The PIC32 skyrockets up to 200+ MHz parts with integrated LCD controllers and DDR memory, so this part has plenty of power — even if the low-end part reviewed here was scratching the bottom of the barrel (no I2C, only three independent PWM channels, relatively slow clock speed).

This part is much less goofy than the PIC16, but it lacks a lot of its charm (and peripheral assortment), too.

If you’re an Arm developer, you should feel comfortable working with this part — other than the fuse configurations, this is standards-compliant C, and the underlying toolchain is based on GCC.
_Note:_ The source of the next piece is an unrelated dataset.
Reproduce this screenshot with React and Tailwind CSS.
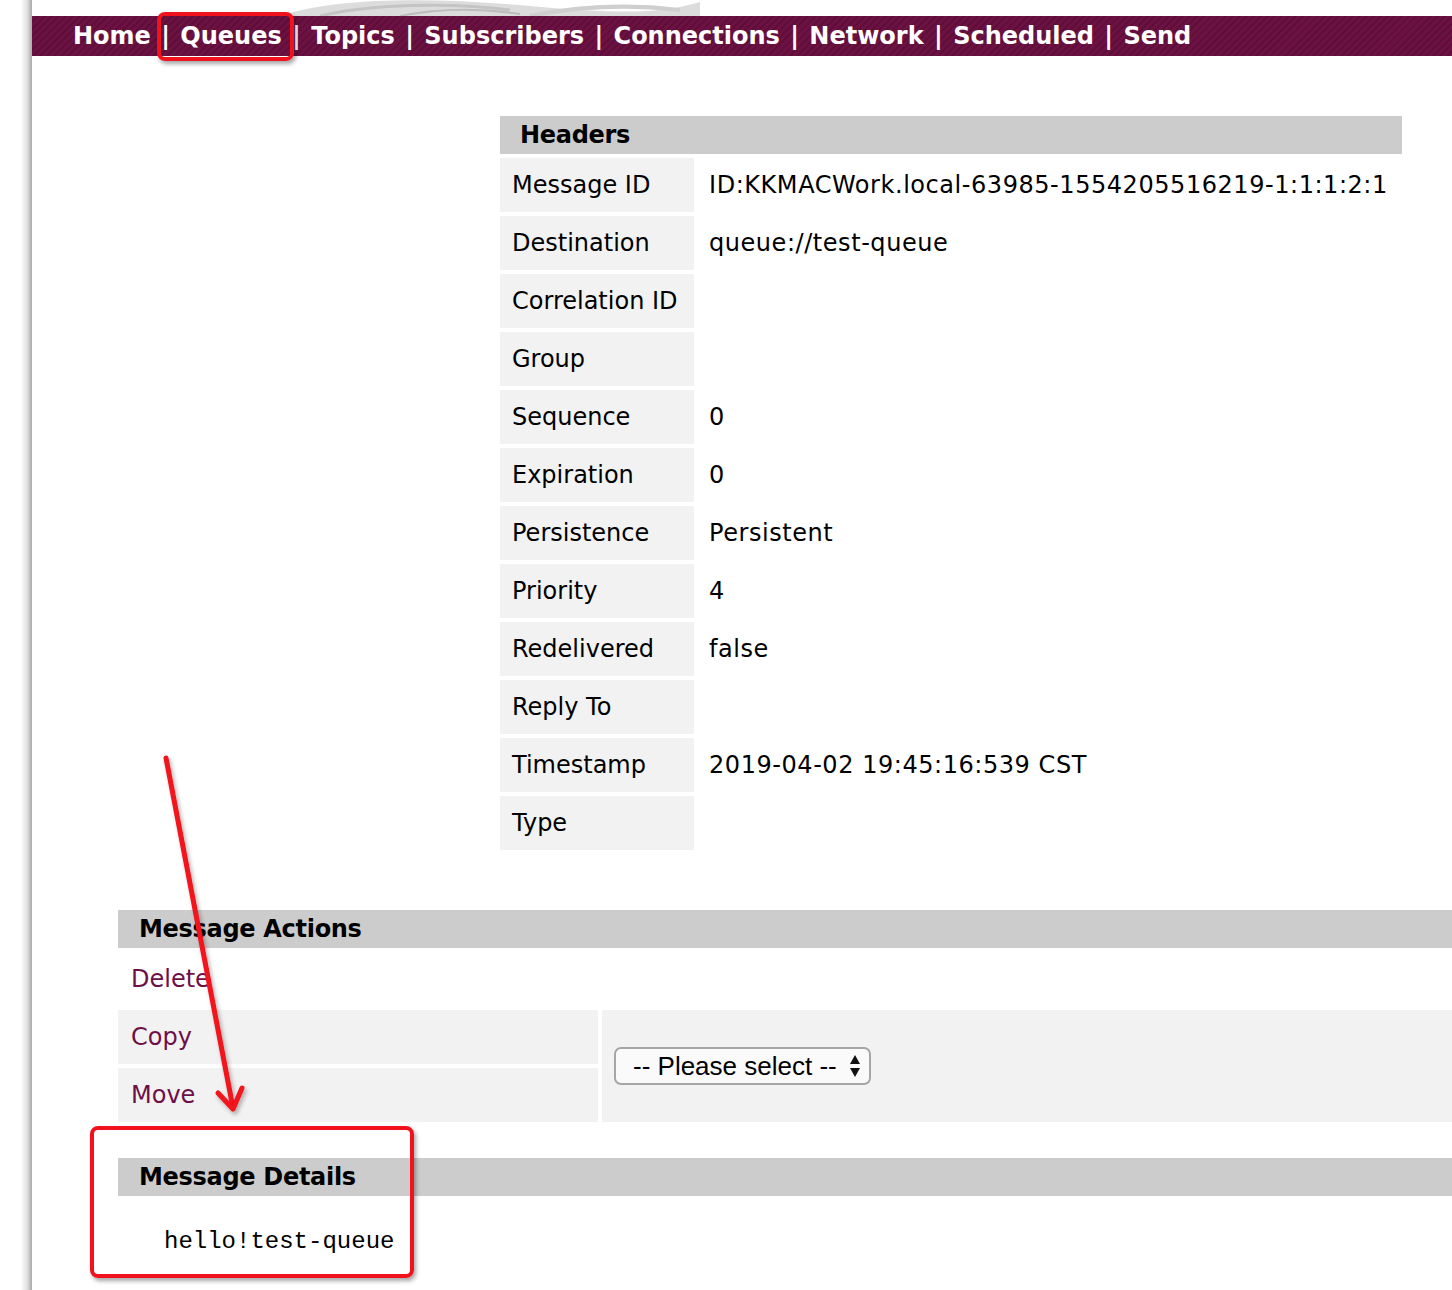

But you should know you’re giving up flexibility when migrating from Arm to the PIC32 ecosystem — in many cases, you’ll be limited to Microchip’s (expensive) dev tools, their sluggish, unproductive IDE, and their expensive compiler.

That’s why I’d probably lean toward finding a comparable Arm processor before picking up the PIC32 — but you’ll be hard-pressed to find a part that runs as cool as the PIC32MM, and some of the higher-end parts have peripherals and features that are unique to the PIC32 ecosystem.

If you’re getting started, know that Microchip has an active forum, great support, and long-term production commitments that exceed that of many other manufacturers. That’s why they’re so popular in the industry.

It’s just hard to recommend the part to hobbyists, students, and indie devs — the $50 PicKit3 debugger is painfully slow on this part, and there’s no equivalent of an $18 J-Link EDU Mini like the Arm world has. Plus, who wants to pay for a MIPS build of GCC?